In his first speech in the House of Lords as a crossbench peer he said he would not have risen to the position he is in now if he had not gone through hardships and “terrible self-defeat” in his early life.

He said he was born in the post-war slums of London as a “Catholic racist” - meaning he was taught to hate black people, Jewish people and “even English people” - before he started getting in trouble with the police.

He was sent to borstal, put on probation and fined several times by the age of 10 before he encountered sociologist and reformer Baroness Barbara Wootton.

He told the House: “Baroness Wootton was a marvellous woman who, when I was 10, put me on probation; when I was 12, made me a ward of court; when I was 13, put me in a remand home; when I was 14, sent me for a short, sharp shock; when I was 15, took me from a boys’ prison and put me back into a reformatory so that I could learn to read and write.

“I would love to think that, if she were alive today, Baroness Wootton — who would be now 118 — would come running over to me and give me the biggest hug of my life.”

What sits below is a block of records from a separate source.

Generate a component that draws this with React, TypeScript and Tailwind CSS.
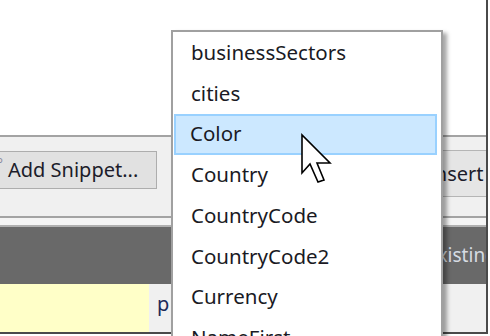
import React from 'react';

const items = [
  'businessSectors',
  'cities',
  'Color',
  'Country',
  'CountryCode',
  'CountryCode2',
  'Currency',
  'NameFirst',
];

function Cursor() {
  return (
    <svg
      className="absolute left-[300px] top-[133px]"
      width="34"
      height="52"
      viewBox="0 0 34 52"
    >
      <path
        d="M2 2 L2 40 L10 31 L18 49 L24 47 L17 30 L30 30 Z"
        fill="#fff"
        stroke="#000"
        strokeWidth="1.6"
        strokeLinejoin="miter"
      />
    </svg>
  );
}

export default function App() {
  return (
    <div
      className="relative w-[490px] h-[336px] overflow-hidden bg-white"
      style={{ fontFamily: '"Noto Sans", "Open Sans", sans-serif' }}
    >
      {/* framed screenshot area */}
      <div className="flex flex-col w-[488px] h-[334px] border-r-2 border-b-2 border-[#4a4a4a] overflow-hidden">
        <div className="h-[135px] bg-white shrink-0" />
        <div className="h-[2px] bg-[#a3a3a3] shrink-0" />

        {/* toolbar */}
        <div className="relative h-[79px] bg-[#f0f0f0] shrink-0 flex">
          <div className="mt-[14px] h-[38px] w-[157px] bg-[#e1e1e1] border border-l-0 border-[#adadad] flex items-center text-[20px] text-[#1c1c2a] leading-none">
            <span className="text-[#8a8aa0] text-[14px] -mt-3 -ml-[3px] mr-[5px]">°</span>
            <span className="whitespace-nowrap">Add Snippet...</span>
          </div>
          <div className="ml-auto mt-[13px] h-[47px] w-[60px] bg-[#e5e5e5] border-y border-[#b5b5b5] flex items-center pl-[2px] text-[20px] text-[#1c1c2a] leading-none whitespace-nowrap">
            Insert
          </div>
        </div>

        <div className="h-[2px] bg-[#a3a3a3] shrink-0" />
        <div className="h-[7px] bg-[#f4f4f4] shrink-0" />
        <div className="h-[2px] bg-[#b0b0b0] shrink-0" />

        {/* dark band */}
        <div className="h-[57px] bg-[#696969] shrink-0 flex items-center pl-[427px] text-[19px] text-[#d6dbe2] whitespace-nowrap leading-none">
          Existing
        </div>

        {/* bottom row */}
        <div className="flex flex-1">
          <div className="w-[149px] bg-[#ffffc8]" />
          <div className="flex-1 bg-[#f0f0f0] pl-[8px] pt-[10px] text-[20px] text-[#1c2a5a] leading-none">
            p
          </div>
        </div>
      </div>

      {/* dropdown list */}
      <div className="absolute left-[171px] top-[30px] w-[272px] h-[330px] bg-white border-2 border-[#a0a0a0] shadow-[4px_3px_4px_rgba(0,0,0,0.35)] pt-[1px] px-[1px]">
        {items.map((name) => (
          <div
            key={name}
            className={`h-[40.7px] flex items-center text-[20.5px] text-[#1a1a24] whitespace-nowrap leading-none ${
              name === 'Color' ? 'bg-[#cce8ff] border-2 border-[#99d1ff] pl-[14px] mr-[3px]' : 'pl-[17px]'
            }`}
          >
            <span className="-mt-[2px]">{name}</span>
          </div>
        ))}
      </div>

      <Cursor />
    </div>
  );
}
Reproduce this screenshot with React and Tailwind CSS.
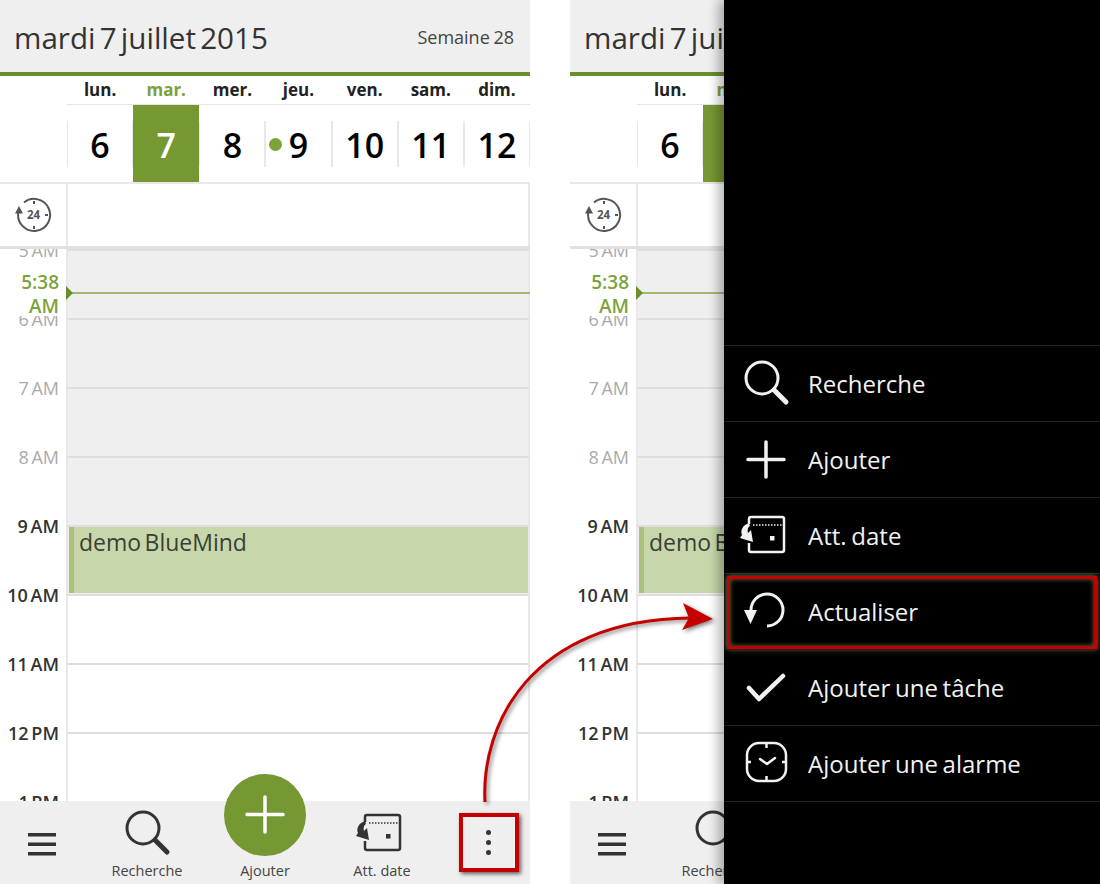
import React from 'react'

const days = [
  { name: 'lun.', num: '6' },
  { name: 'mar.', num: '7', today: true },
  { name: 'mer.', num: '8' },
  { name: 'jeu.', num: '9', dot: true },
  { name: 'ven.', num: '10' },
  { name: 'sam.', num: '11' },
  { name: 'dim.', num: '12' },
]

const hours = [
  { label: '5 AM', past: true },
  { label: '6 AM', past: true },
  { label: '7 AM', past: true },
  { label: '8 AM', past: true },
  { label: '9 AM', past: true, strong: true, event: true },
  { label: '10 AM', strong: true },
  { label: '11 AM', strong: true },
  { label: '12 PM', strong: true },
  { label: '1 PM', strong: true },
]

function SearchIcon() {
  return (
    <svg width="48" height="48" viewBox="0 0 48 48" fill="none" stroke="currentColor" className="overflow-visible">
      <circle cx="20" cy="18" r="16" strokeWidth="3" />
      <path d="M32 30 L44 42" strokeWidth="5" strokeLinecap="round" />
    </svg>
  )
}

function PlusIcon({ className }) {
  return (
    <svg width="48" height="48" viewBox="0 0 48 48" fill="none" stroke="currentColor" strokeWidth="3.5" strokeLinecap="round" className={className}>
      <path d="M24 6 V41 M6 23.5 H42" />
    </svg>
  )
}

function DateIcon() {
  return (
    <svg width="48" height="48" viewBox="0 0 48 48" fill="none" stroke="currentColor" className="overflow-visible">
      <path d="M7 12 V7 Q7 5 9 5 H40 Q42 5 42 7 V38 Q42 40 40 40 H9 Q7 40 7 38 V31" strokeWidth="2.5" />
      <path d="M11 13 H40" strokeWidth="1.5" strokeDasharray="1.5 1.5" />
      <rect x="28" y="24" width="4.5" height="4.5" fill="currentColor" stroke="none" />
      <path d="M7 11 C1 13 -2 18 0 23 L-2 26 L11 30 L9 18 L6 21 C5 18 6 15 8 14 Z" fill="currentColor" stroke="none" />
    </svg>
  )
}

function RefreshIcon() {
  return (
    <svg width="48" height="48" viewBox="0 0 48 48" fill="none" stroke="currentColor">
      <path d="M9 22 A16 16 0 1 1 25 38" strokeWidth="3" />
      <path d="M2 22 H15 L8.5 36 Z" fill="currentColor" stroke="none" />
    </svg>
  )
}

function CheckIcon() {
  return (
    <svg width="48" height="48" viewBox="0 0 48 48" fill="none" stroke="currentColor">
      <path d="M7 24 L17 35 L41 12" strokeWidth="4.5" strokeLinecap="round" strokeLinejoin="round" />
    </svg>
  )
}

function AlarmIcon() {
  return (
    <svg width="48" height="48" viewBox="0 0 48 48" fill="none" stroke="currentColor" strokeWidth="2.5">
      <rect x="5" y="3" width="39" height="38" rx="12" />
      <path d="M24.5 3 V8 M24.5 36 V41 M5 22 H9 M40 22 H44" />
      <path d="M18 19 L25 24 L33 18" strokeLinecap="round" strokeLinejoin="round" />
    </svg>
  )
}

function ClockIcon() {
  return (
    <svg width="40" height="40" viewBox="0 0 40 40" fill="none" stroke="#555" className="font-['Open_Sans',sans-serif]">
      <path d="M5.2 18 A16 16 0 1 0 11 7.5" strokeWidth="2" />
      <path d="M2 18.5 L6 11 L10 18.5 Z" fill="#555" stroke="none" />
      <path d="M21 6 V9 M21 31 V34 M32 20 H35" strokeWidth="2" />
      <text x="20.5" y="24" textAnchor="middle" fontSize="11.5" fontWeight="700" fill="#555" stroke="none">24</text>
    </svg>
  )
}

function Phone() {
  return (
    <div className="flex h-[884px] w-[530px] shrink-0 flex-col overflow-hidden bg-white">
      <div className="flex h-[76px] shrink-0 items-center justify-between border-b-4 border-[#6b8e2c] bg-[#efefef] pl-[14px] pr-[16px] pt-[4px]">
        <span className="text-[29.6px] leading-none text-[#333] [word-spacing:-3.5px]">mardi 7 juillet 2015</span>
        <span className="-mt-[2px] text-[18px] leading-none text-[#444] [word-spacing:-1px]">Semaine 28</span>
      </div>

      <div className="flex h-[29px] shrink-0 pl-[67px]">
        <div className="grid flex-1 grid-cols-7 border-b border-[#e5e5e5]">
          {days.map((d) => (
            <span
              key={d.name}
              className={`text-center text-[17px] font-bold leading-[28px] ${d.today ? 'text-[#7ba33a]' : 'text-[#222]'}`}
            >
              {d.name}
            </span>
          ))}
        </div>
      </div>

      <div className="flex h-[79px] shrink-0 border-b-2 border-[#e8e8e8] pl-[67px]">
        <div className="grid flex-1 grid-cols-7">
          {days.map((d) =>
            d.today ? (
              <div key={d.num} className="flex items-center justify-center bg-[#769833] pt-[3px] text-[34px] font-semibold text-white">
                {d.num}
              </div>
            ) : (
              <div key={d.num} className="flex items-center">
                <div className="relative flex h-[46px] w-full items-center justify-center border-x border-[#e8e8e8] pt-[3px] text-[34px] font-semibold text-black">
                  {d.dot && <span className="absolute left-[3px] top-[17px] h-[13px] w-[13px] rounded-full bg-[#7ba33a]" />}
                  {d.num}
                </div>
              </div>
            )
          )}
        </div>
      </div>

      <div className="flex h-[65px] shrink-0 border-b-[3px] border-[#e0e0e0]">
        <div className="flex w-[66px] shrink-0 items-center justify-center">
          <ClockIcon />
        </div>
        <div className="flex-1 border-x-2 border-[#e8e8e8]" />
      </div>

      <div className="relative min-h-0 flex-1 overflow-hidden">
        {hours.map((h) => (
          <div key={h.label} className="flex h-[69px]">
            <div className="w-[66px] shrink-0 pr-[7px] text-right">
              <div
                className={`-mt-[10px] text-[18px] leading-[22px] [word-spacing:-2px] ${h.strong ? 'font-semibold text-[#333]' : 'text-[#aaa]'}`}
              >
                {h.label}
              </div>
            </div>
            <div
              className={`flex-1 border-x-2 border-x-[#e8e8e8] border-t-2 border-t-[#dedede] ${h.past ? 'bg-[#efefef]' : 'bg-white'}`}
            >
              {h.event && (
                <div className="ml-[1px] h-[66px] border-l-[5px] border-[#a9c17c] bg-[#c8d7ab] pl-[5px] text-[23px] leading-[30px] text-[#3a3f35] [word-spacing:-2.5px]">
                  demo BlueMind
                </div>
              )}
            </div>
          </div>
        ))}

        <div className="absolute left-0 top-[21px] h-[46px] w-[66px] bg-white pr-[7px] text-right text-[19px] font-semibold leading-[24px] text-[#7ba33a]">
          5:38
          <br />
          AM
        </div>
        <div className="absolute left-[66px] right-0 top-[43px] h-[2px] bg-[#a0bb70]" />
        <div className="absolute left-[66px] top-[37px] h-0 w-0 border-y-[7px] border-l-[7px] border-y-transparent border-l-[#6b8e2c]" />
      </div>

      <div className="flex h-[83px] shrink-0 bg-[#efefef] text-[14.5px] text-[#444]">
        <div className="flex w-[84px] items-center justify-center pt-[4px]">
          <svg width="28" height="24" viewBox="0 0 28 24" fill="#333">
            <rect y="0" width="28" height="3.5" />
            <rect y="9.5" width="28" height="3.5" />
            <rect y="19" width="28" height="3.5" />
          </svg>
        </div>
        <div className="flex w-[126px] flex-col items-center pt-[9px] text-[#333]">
          <SearchIcon />
          <span className="mt-[2px] leading-[22px] text-[#444]">Recherche</span>
        </div>
        <div className="relative flex w-[110px] flex-col items-center">
          <div className="-mt-[27px] flex h-[82px] w-[82px] items-center justify-center rounded-full bg-[#769833] text-white">
            <PlusIcon />
          </div>
          <span className="mt-[4px] leading-[22px]">Ajouter</span>
        </div>
        <div className="flex w-[124px] flex-col items-center pt-[9px] text-[#333]">
          <DateIcon />
          <span className="mt-[2px] leading-[22px] text-[#444]">Att. date</span>
        </div>
        <div className="flex w-[86px] flex-col items-center gap-[5px] pl-[2px] pt-[29px]">
          <span className="h-[5px] w-[5px] rounded-full bg-[#333]" />
          <span className="h-[5px] w-[5px] rounded-full bg-[#333]" />
          <span className="h-[5px] w-[5px] rounded-full bg-[#333]" />
        </div>
      </div>
    </div>
  )
}

function MenuRow({ icon, label, highlight }) {
  return (
    <div className="relative flex h-[76px] items-center gap-[18px] border-t border-[#222] pl-[18px] text-[24px] text-[#f2f2f2] [word-spacing:-1.5px]">
      {icon}
      <span>{label}</span>
      {highlight && (
        <div className="absolute inset-x-[3px] top-[2px] h-[73px] border-[3px] border-[#c40000] shadow-[0_0_5px_#8c8c5a,inset_0_0_5px_#6d6d45]" />
      )}
    </div>
  )
}

export default function App() {
  return (
    <div className="relative flex h-[884px] w-[1100px] gap-[40px] overflow-hidden bg-white font-['Open_Sans',sans-serif]">
      <Phone />

      <div className="relative w-[530px] shrink-0">
        <Phone />
        <div className="absolute inset-y-0 right-0 flex w-[376px] flex-col justify-end bg-black pb-[82px] shadow-[-6px_0_10px_rgba(0,0,0,0.28)]">
          <MenuRow icon={<SearchIcon />} label="Recherche" />
          <MenuRow icon={<PlusIcon />} label="Ajouter" />
          <MenuRow icon={<DateIcon />} label="Att. date" />
          <MenuRow icon={<RefreshIcon />} label="Actualiser" highlight />
          <MenuRow icon={<CheckIcon />} label="Ajouter une tâche" />
          <MenuRow icon={<AlarmIcon />} label="Ajouter une alarme" />
          <div className="border-t border-[#222]" />
        </div>
      </div>

      {/* annotations */}
      <div className="absolute left-[459px] top-[813px] h-[59px] w-[60px] border-4 border-[#c40000] shadow-[2px_2px_4px_rgba(0,0,0,0.6)]" />
      <svg
        className="absolute left-[470px] top-[590px] drop-shadow-[2px_2px_2px_rgba(0,0,0,0.5)]"
        width="260"
        height="220"
        viewBox="470 590 260 220"
        fill="none"
      >
        <path d="M485 802 C481 725 530 620 690 618" stroke="#c40000" strokeWidth="3" />
        <path d="M683 603 L713 619 L682 630 L689 618 Z" fill="#c40000" />
      </svg>
    </div>
  )
}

He said he did not learn to read and write until he was 16 and was briefly a beggar in Edinburgh while on the run from the police when he was 21.

Describing the charity support available to the homeless at that time he said they did everything to help except helping homeless people get back on their feet.

He said: “There were 501 organisations in London alone working with the homeless. They supplied you with everything from auricular acupuncture to a place to wash your undies and a shoulder to cry on, but one thing they did not give poor people was the opportunity of making money.

“One of the reasons they did not give them the opportunity to make money is that the laws around charities meant that you could give all sorts of things but you could not give opportunity in the form of work.”

He later met Gordon Roddick - who founded the Body Shop with his wife Anita - who would go on to help him found the Big Issue in 1991 after he met a homeless man selling magazines in New York.

Lord Bird said Mr Roddick had asked the man why he was selling the magazines and he replied he had a drug habit and did not want to steal from old ladies to feed it.

The man also said he was from a very rough neighbourhood and that if he returned he would end up in prison.

Lord Bird said Mr Roddick did a feasibility study before launching the magazine and all the homeless charities they surveyed said there was no point giving money to homeless people because they’ll only “drink it all, shove it up their noses or stick it in their arms”.

Lord Bird said when there was once 501 homeless charities in London offering help with everything except getting back on their feet

The magazine was eventually launched in 1991 and designed as "a hand-up not a hand-out" to give people the means to help themselves.

He said: "There is nothing wrong with poverty so long as you can get out of it. You will be stronger and fitter and better.

"You only have to scrape the surface and the patina of most people in Britain today and go back a few generations to see someone who burnt the candle at both ends so that they could get out of the grief, and they passed that on to their children.

"That is what we need to replicate and duplicate."